◆ **EXERCISE BRIEF**:
Return each line containing "page".

◆ **PROVIDED MATERIAL**:
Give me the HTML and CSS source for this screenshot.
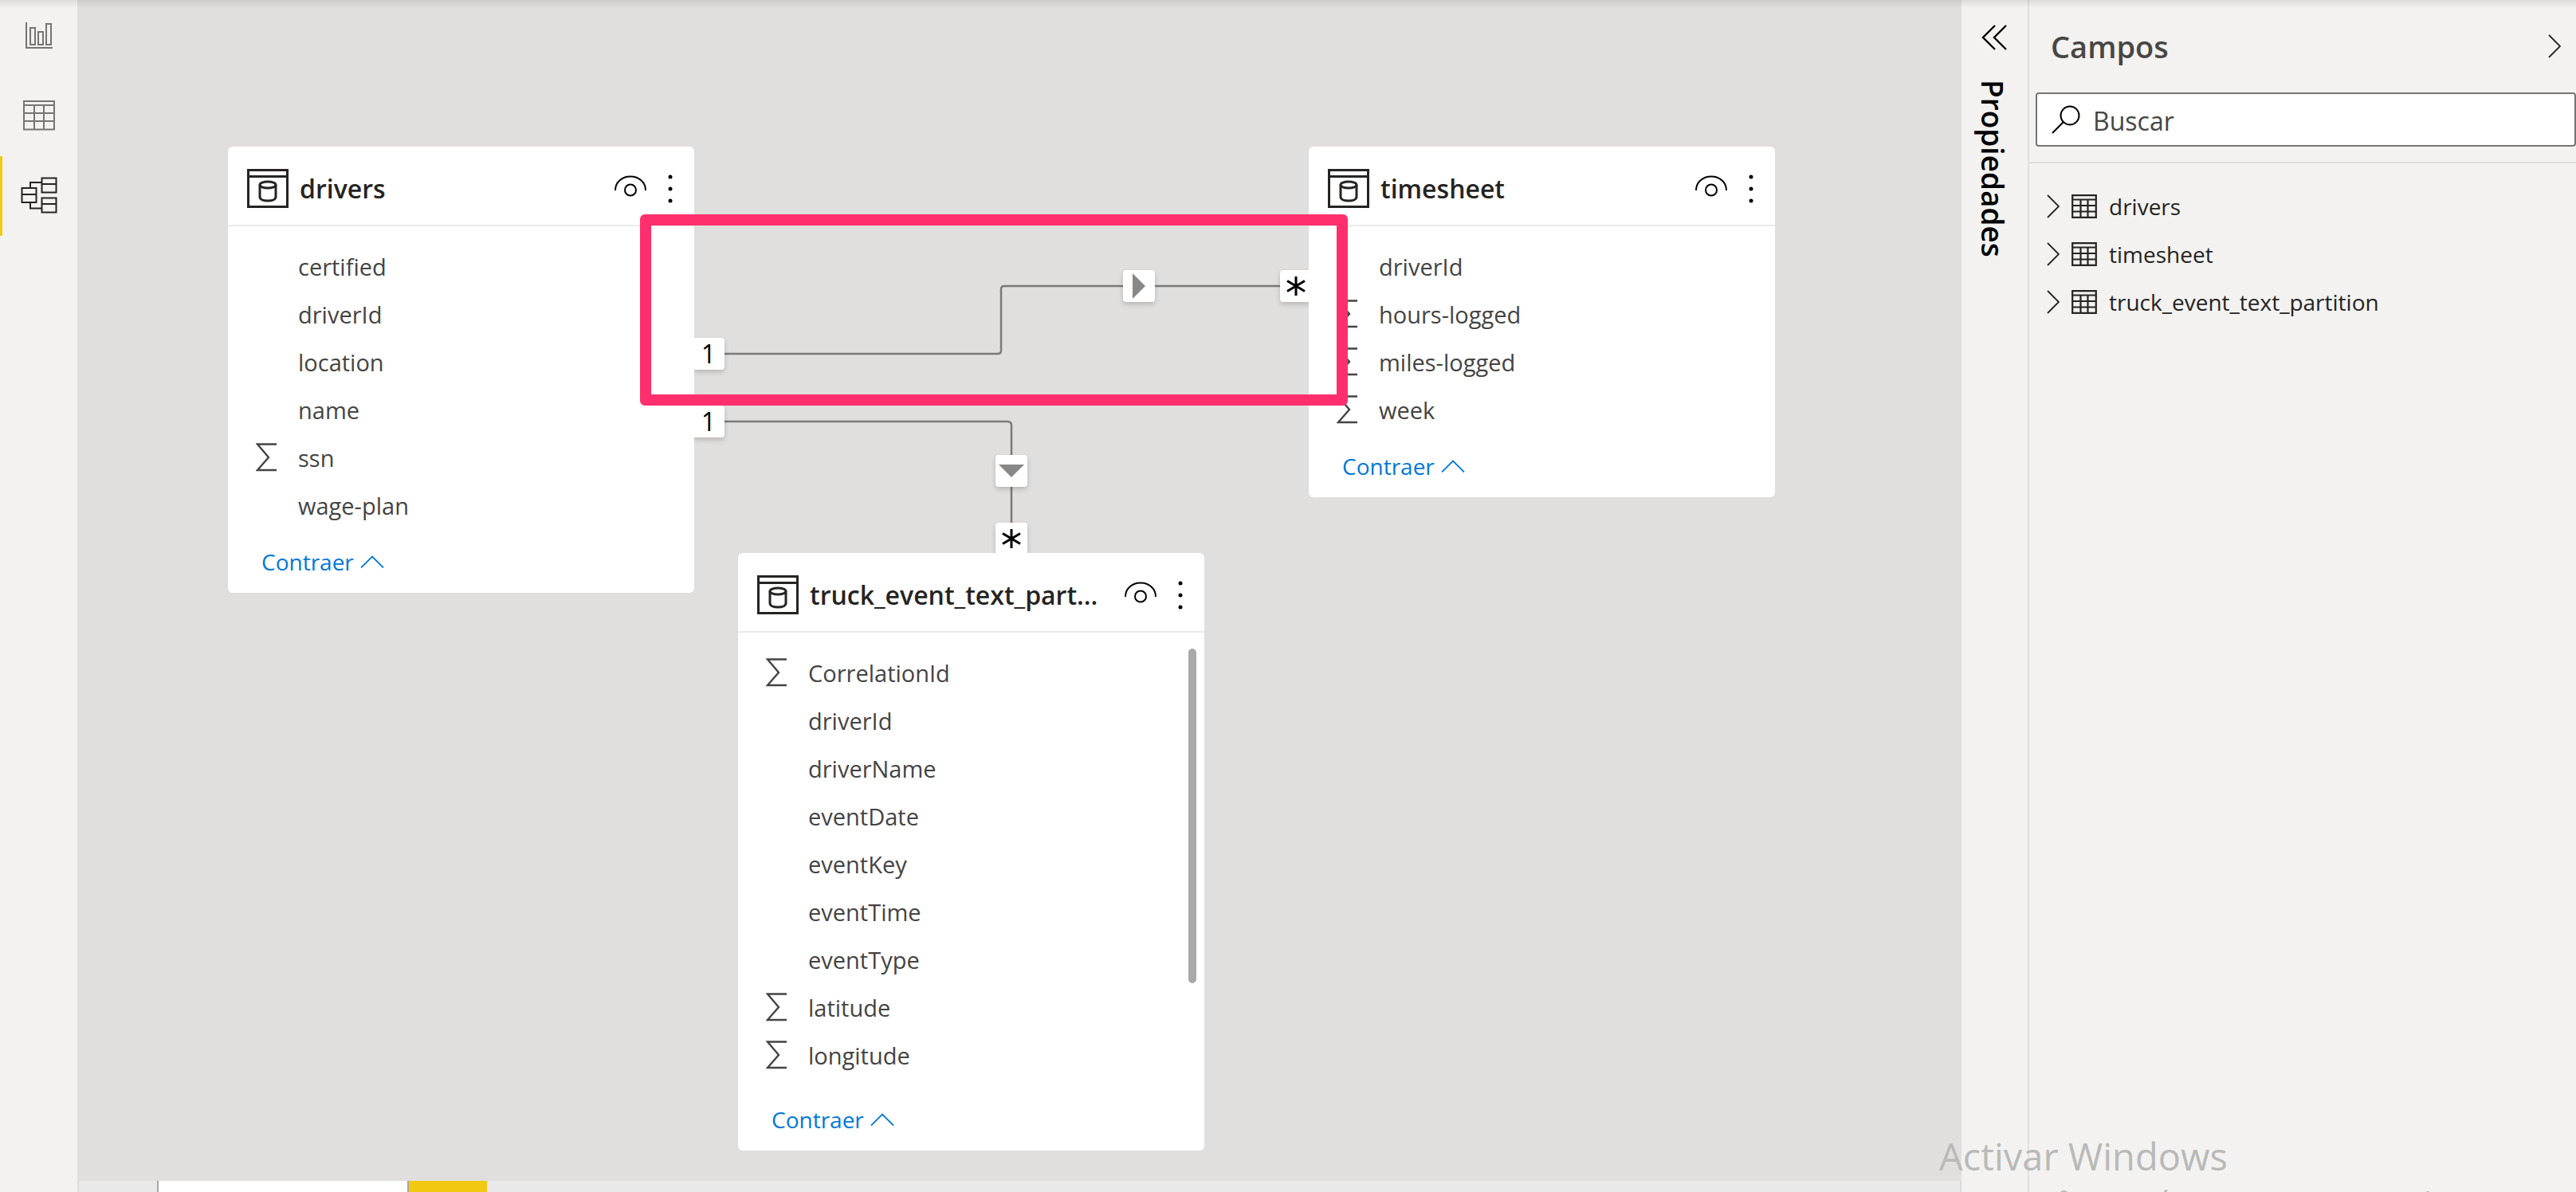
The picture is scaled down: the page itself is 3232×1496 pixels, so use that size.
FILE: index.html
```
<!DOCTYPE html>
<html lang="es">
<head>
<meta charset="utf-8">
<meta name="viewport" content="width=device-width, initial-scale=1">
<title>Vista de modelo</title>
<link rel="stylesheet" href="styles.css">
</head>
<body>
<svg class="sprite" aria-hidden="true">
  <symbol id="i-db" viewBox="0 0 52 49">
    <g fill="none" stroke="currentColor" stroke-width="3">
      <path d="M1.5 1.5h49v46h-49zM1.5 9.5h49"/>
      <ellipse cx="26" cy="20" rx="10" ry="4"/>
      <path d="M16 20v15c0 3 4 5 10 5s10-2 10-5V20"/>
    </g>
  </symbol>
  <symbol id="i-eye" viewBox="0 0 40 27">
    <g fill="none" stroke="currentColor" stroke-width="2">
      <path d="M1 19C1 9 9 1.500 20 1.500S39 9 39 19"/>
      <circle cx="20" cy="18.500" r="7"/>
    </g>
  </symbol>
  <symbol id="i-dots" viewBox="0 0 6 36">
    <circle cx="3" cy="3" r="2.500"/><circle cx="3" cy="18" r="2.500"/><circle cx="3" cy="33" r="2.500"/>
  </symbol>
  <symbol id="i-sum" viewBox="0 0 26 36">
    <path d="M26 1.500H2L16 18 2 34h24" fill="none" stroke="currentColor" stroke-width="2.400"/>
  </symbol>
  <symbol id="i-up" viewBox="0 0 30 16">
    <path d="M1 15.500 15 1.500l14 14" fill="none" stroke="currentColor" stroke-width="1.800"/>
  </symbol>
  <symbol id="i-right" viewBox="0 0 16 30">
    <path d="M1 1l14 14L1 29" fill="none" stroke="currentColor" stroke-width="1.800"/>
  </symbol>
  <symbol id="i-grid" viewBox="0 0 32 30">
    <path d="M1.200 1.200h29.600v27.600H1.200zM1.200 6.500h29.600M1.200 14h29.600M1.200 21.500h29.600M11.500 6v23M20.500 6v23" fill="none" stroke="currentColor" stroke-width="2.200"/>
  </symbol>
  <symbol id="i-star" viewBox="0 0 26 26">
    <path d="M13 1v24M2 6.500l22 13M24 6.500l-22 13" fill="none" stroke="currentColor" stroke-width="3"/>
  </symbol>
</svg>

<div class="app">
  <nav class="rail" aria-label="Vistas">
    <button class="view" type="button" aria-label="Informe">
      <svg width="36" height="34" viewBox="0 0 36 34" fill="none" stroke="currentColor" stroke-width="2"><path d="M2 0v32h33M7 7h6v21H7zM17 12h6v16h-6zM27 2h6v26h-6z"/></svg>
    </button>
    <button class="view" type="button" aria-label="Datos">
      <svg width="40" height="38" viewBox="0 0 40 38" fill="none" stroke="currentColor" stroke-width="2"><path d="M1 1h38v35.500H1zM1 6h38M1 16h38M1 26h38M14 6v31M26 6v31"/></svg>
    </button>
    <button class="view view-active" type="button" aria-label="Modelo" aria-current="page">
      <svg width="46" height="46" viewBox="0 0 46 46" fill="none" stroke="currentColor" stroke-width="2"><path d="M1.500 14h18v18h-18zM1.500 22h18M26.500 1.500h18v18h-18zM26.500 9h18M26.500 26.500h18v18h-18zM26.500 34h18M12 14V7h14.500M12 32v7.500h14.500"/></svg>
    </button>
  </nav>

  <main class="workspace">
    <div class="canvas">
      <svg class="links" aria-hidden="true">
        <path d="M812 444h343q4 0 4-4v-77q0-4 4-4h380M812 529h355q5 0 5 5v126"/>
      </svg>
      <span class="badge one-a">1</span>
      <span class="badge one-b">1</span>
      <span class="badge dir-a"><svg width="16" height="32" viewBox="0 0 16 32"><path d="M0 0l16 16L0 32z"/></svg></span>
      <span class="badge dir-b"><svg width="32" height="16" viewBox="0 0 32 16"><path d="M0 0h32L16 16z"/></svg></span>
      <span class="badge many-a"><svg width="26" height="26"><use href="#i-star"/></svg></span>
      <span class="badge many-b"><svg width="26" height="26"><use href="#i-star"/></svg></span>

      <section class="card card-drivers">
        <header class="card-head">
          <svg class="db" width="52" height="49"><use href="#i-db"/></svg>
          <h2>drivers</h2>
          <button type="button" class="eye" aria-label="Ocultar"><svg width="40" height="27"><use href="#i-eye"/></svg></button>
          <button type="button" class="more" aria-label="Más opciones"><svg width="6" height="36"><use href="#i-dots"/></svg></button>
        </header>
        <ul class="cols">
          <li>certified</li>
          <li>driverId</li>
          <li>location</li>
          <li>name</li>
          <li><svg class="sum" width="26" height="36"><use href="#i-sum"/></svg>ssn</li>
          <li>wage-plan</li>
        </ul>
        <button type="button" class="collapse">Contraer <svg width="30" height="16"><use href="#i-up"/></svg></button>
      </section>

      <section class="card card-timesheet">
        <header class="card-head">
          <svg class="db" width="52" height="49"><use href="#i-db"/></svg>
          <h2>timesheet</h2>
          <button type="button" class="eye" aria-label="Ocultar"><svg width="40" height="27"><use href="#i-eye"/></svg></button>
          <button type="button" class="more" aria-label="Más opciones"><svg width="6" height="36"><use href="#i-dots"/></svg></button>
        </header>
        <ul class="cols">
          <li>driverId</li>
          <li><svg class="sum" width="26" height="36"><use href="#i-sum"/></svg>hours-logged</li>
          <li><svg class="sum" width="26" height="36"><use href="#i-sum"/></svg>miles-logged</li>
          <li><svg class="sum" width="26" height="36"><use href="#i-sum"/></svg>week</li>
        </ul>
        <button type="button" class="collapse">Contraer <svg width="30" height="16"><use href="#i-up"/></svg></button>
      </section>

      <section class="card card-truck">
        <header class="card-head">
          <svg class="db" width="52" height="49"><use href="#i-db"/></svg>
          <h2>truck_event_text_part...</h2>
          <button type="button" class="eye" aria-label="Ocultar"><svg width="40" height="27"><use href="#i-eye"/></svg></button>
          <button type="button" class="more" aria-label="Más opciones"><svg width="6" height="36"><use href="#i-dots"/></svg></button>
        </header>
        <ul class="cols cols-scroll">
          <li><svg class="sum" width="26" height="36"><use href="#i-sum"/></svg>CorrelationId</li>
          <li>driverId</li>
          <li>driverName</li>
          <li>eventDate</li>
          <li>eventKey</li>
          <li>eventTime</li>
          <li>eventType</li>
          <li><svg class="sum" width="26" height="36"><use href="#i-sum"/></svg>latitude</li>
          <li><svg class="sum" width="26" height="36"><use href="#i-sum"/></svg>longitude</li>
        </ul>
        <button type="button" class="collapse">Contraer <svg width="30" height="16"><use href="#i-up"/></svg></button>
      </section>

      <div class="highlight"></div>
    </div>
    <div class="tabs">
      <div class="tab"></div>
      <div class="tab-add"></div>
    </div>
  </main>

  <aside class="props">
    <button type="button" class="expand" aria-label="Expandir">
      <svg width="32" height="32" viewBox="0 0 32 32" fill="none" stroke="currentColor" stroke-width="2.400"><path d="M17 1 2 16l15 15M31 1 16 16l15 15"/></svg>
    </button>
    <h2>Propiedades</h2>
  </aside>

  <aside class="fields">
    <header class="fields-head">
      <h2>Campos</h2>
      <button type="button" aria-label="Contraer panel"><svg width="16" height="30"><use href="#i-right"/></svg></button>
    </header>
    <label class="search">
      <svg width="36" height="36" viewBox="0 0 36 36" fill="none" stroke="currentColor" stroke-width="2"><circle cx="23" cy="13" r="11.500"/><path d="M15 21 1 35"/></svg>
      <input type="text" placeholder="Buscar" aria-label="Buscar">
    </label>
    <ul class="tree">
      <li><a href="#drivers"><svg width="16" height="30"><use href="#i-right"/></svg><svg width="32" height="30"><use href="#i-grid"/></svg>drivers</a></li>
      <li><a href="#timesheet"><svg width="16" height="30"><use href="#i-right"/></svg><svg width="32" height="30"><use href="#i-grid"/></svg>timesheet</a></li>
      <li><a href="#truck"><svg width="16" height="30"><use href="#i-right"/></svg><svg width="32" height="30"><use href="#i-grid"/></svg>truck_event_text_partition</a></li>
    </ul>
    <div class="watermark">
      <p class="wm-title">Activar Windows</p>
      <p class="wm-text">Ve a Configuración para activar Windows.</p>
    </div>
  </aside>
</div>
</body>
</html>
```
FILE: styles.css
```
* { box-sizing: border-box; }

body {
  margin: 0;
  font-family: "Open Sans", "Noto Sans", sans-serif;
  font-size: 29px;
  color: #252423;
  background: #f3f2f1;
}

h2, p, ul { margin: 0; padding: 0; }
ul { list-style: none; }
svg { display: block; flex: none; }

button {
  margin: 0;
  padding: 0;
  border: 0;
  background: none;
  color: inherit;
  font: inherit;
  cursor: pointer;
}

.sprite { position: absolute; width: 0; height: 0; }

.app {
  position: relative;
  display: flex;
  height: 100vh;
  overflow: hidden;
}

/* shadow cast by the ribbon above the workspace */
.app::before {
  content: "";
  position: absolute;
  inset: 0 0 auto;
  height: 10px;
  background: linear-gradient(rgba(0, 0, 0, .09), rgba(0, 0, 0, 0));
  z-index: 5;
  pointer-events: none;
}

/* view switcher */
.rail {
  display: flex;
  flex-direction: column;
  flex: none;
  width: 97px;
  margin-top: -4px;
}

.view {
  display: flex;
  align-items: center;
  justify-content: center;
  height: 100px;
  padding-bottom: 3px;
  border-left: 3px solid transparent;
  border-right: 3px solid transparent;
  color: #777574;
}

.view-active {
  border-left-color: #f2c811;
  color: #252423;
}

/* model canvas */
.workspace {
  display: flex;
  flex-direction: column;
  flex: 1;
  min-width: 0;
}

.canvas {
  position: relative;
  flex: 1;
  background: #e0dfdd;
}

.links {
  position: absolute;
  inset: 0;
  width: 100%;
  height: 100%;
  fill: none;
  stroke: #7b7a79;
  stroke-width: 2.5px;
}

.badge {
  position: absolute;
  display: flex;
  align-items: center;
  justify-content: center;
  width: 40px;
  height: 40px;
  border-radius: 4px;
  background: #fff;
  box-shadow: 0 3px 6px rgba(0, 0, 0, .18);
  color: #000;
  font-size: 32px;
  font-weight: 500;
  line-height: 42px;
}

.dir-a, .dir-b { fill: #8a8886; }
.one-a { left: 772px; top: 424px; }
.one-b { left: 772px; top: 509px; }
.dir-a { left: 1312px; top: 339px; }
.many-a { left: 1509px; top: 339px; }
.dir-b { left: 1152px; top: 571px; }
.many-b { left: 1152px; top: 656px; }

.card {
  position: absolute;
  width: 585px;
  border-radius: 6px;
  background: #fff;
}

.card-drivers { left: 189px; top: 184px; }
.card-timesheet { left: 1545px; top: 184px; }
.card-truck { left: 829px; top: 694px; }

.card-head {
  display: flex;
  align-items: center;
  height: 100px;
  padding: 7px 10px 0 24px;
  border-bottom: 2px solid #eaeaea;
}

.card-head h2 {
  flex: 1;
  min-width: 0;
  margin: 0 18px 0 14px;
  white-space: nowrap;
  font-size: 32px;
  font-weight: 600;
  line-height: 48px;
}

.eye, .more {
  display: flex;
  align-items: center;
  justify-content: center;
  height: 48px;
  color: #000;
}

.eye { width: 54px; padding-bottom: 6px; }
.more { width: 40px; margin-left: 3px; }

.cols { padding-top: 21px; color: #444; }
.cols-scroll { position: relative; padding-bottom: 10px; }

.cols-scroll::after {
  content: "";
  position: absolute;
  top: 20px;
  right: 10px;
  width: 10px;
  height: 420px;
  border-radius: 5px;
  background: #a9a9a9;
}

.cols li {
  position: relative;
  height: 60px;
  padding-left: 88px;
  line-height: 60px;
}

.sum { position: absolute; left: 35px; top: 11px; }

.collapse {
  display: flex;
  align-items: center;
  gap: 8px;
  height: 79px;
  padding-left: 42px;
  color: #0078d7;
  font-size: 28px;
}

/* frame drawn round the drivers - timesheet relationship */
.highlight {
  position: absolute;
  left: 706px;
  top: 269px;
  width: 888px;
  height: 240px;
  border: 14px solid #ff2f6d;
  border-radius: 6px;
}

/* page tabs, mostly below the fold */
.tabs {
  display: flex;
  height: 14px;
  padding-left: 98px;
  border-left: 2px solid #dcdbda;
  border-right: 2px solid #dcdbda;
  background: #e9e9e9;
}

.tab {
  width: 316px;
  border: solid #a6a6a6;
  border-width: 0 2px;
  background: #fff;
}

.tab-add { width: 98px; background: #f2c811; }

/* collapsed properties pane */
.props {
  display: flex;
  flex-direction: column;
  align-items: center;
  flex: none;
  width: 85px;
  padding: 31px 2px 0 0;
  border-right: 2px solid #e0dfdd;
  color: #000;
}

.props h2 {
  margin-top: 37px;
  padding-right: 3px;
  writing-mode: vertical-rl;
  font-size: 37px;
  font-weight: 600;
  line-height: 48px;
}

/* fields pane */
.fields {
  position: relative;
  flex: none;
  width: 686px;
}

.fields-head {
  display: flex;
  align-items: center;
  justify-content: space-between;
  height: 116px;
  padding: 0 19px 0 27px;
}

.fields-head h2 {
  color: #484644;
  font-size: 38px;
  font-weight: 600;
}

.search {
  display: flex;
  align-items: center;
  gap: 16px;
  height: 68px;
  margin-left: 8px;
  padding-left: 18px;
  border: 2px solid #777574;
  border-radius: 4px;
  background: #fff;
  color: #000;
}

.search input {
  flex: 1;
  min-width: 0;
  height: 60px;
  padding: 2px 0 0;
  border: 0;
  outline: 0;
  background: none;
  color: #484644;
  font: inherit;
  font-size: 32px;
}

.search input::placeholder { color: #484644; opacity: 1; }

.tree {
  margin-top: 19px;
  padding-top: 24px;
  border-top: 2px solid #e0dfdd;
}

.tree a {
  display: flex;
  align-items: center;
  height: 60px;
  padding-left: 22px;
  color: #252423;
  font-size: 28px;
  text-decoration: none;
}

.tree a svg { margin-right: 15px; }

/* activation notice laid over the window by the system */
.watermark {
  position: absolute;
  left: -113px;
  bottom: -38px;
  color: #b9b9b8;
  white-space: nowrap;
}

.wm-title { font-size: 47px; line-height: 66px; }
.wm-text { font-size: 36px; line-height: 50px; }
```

◆ **EXERCISE ANSWER**:
The picture is scaled down: the page itself is 3232×1496 pixels, so use that size.
    <button class="view view-active" type="button" aria-label="Modelo" aria-current="page">
/* page tabs, mostly below the fold */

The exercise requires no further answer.